The scientists took cells from young healthy mice and injected them into the retinas of adult mice that had no functional rod-photoreceptors. Several human diseases that cause loss of eyesight are due to a loss of photoreceptors; examples include diabetes-related blindness, retinitis pigmentosa, and age-related macular degeneration.

The eye has rods and cones – two types of photoreceptors. In this animal study, progenitor (immature) rod-photoreceptor cells were transplanted. Rod cells are crucial for seeing in the dark; they are very sensitive to light.

Within four to six weeks, the scientists found that the transplanted cells appeared to be working nearly as well as the normal rod-photoreceptor cells; they had formed the connections required to transmit visual data to the brain.

When having to find their way through a dimly lit maze, the mice with the transplanted rod cells fared well, while the untreated ones floundered. Their aim was to seek out a hidden platform.

Team leader, Prof. Robin Ali, said:

“We’ve shown for the first time that transplanted photoreceptor cells can integrate successfully with the existing retinal circuitry and truly improve vision. We’re hopeful that we will soon be able to replicate this success with photoreceptors derived from embryonic stem cells and eventually to develop human trials.

Although there are many more steps before this approach will be available to patients, it could lead to treatments for thousands of people who have lost their sight through degenerative eye disorders. The findings also pave the way for techniques to repair the central nervous system as they demonstrate the brain’s amazing ability to connect with newly transplanted neurons.”

Dr Rachael Pearson said:

“We are now finding ways to improve the efficiency of cone photoreceptor transplantation and to increase the effectiveness of transplantation in very degenerate retina. We will probably need to do both in order to develop effective treatments for patients.”

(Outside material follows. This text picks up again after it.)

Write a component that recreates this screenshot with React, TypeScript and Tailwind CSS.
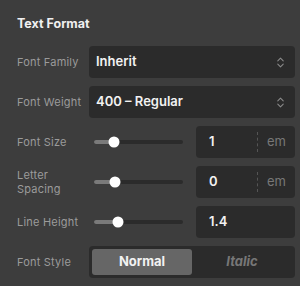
import { ChevronsUpDown } from "lucide-react"

function Label({ children }: { children: React.ReactNode }) {
  return <div className="w-[72px] shrink-0 text-[11px] leading-[14px] text-[#9b9b9b] tracking-[0.2px]">{children}</div>
}

function Select({ value }: { value: string }) {
  return (
    <div className="flex h-8 flex-1 items-center justify-between rounded-[4px] bg-[#2b2b2b] pl-[7px] pr-[8px]">
      <span className="text-[13px] font-semibold text-[#f2f2f2]">{value}</span>
      <ChevronsUpDown className="h-[13px] w-[13px] text-[#8a8a8a]" strokeWidth={2} />
    </div>
  )
}

function Slider({ pos }: { pos: number }) {
  return (
    <div className="flex h-8 w-[99px] shrink-0 items-center px-[5px]">
      <div className="relative h-[4px] w-full rounded-full bg-[#2b2b2b]">
        <div className="absolute left-0 top-0 h-full rounded-full bg-[#7a7a7a]" style={{ width: pos }} />
        <div
          className="absolute top-1/2 h-[11px] w-[11px] -translate-x-1/2 -translate-y-1/2 rounded-full bg-white"
          style={{ left: pos }}
        />
      </div>
    </div>
  )
}

function NumInput({ value, unit }: { value: string; unit?: string }) {
  return (
    <div className="flex h-8 w-[99px] shrink-0 items-center rounded-[4px] bg-[#2b2b2b]">
      <span className="flex-1 pl-[13px] text-[13px] font-semibold text-[#f2f2f2]">{value}</span>
      {unit && (
        <>
          <div className="h-[20px] border-l border-dashed border-[#555]" />
          <span className="w-[37px] text-center text-[13px] text-[#777]">{unit}</span>
        </>
      )}
    </div>
  )
}

export default function App() {
  return (
    <div
      className="h-[286px] w-[300px] bg-[#3d3d3d] px-[17px] pt-[16px] pr-[5px]"
      style={{ fontFamily: "Inter, 'Liberation Sans', sans-serif" }}
    >
      <div className="mb-[14px] h-[16px] text-[12.5px] font-bold leading-[16px] text-[#f0f0f0]">Text Format</div>
      <div className="flex flex-col gap-2">
        <div className="flex items-center">
          <Label>Font Family</Label>
          <Select value="Inherit" />
        </div>
        <div className="flex items-center">
          <Label>Font Weight</Label>
          <Select value="400 – Regular" />
        </div>
        <div className="flex items-center">
          <Label>Font Size</Label>
          <Slider pos={20} />
          <div className="w-2" />
          <NumInput value="1" unit="em" />
        </div>
        <div className="flex items-center">
          <Label>
            Letter
            <br />
            Spacing
          </Label>
          <Slider pos={21} />
          <div className="w-2" />
          <NumInput value="0" unit="em" />
        </div>
        <div className="flex items-center">
          <Label>Line Height</Label>
          <Slider pos={24} />
          <div className="w-2" />
          <NumInput value="1.4" />
        </div>
        <div className="flex items-center">
          <Label>Font Style</Label>
          <div className="flex h-8 flex-1 rounded-[4px] bg-[#2b2b2b] p-[3px]">
            <div className="flex flex-1 items-center justify-center rounded-[3px] bg-[#666] text-[13px] font-bold text-[#f2f2f2]">
              Normal
            </div>
            <div className="flex flex-1 items-center justify-center text-[13px] font-bold italic text-[#777]">
              Italic
            </div>
          </div>
        </div>
      </div>
    </div>
  )
}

Dr Rob Buckle, head of regenerative medicine at the Medical Research Council, said:

“This is a landmark study that will inform future research across a wide range of fields including vision research, neuroscience and regenerative medicine. It provides clear evidence of functional recovery in the damaged eye through cell transplantation, providing great encouragement for the development of stem cell therapies to address the many debilitating eye conditions that affect millions worldwide.”

In a recent study, published in the same journal, the team had demonstrated that it is possible to transplant photoreceptor cells in the retina of an adult mouse, as long as they came from a donor mouse at a specific stage of development – before the retina is fully formed.

In this current experiment, they managed to transplant a larger number of cells into the recipient mice, and thus restore their vision.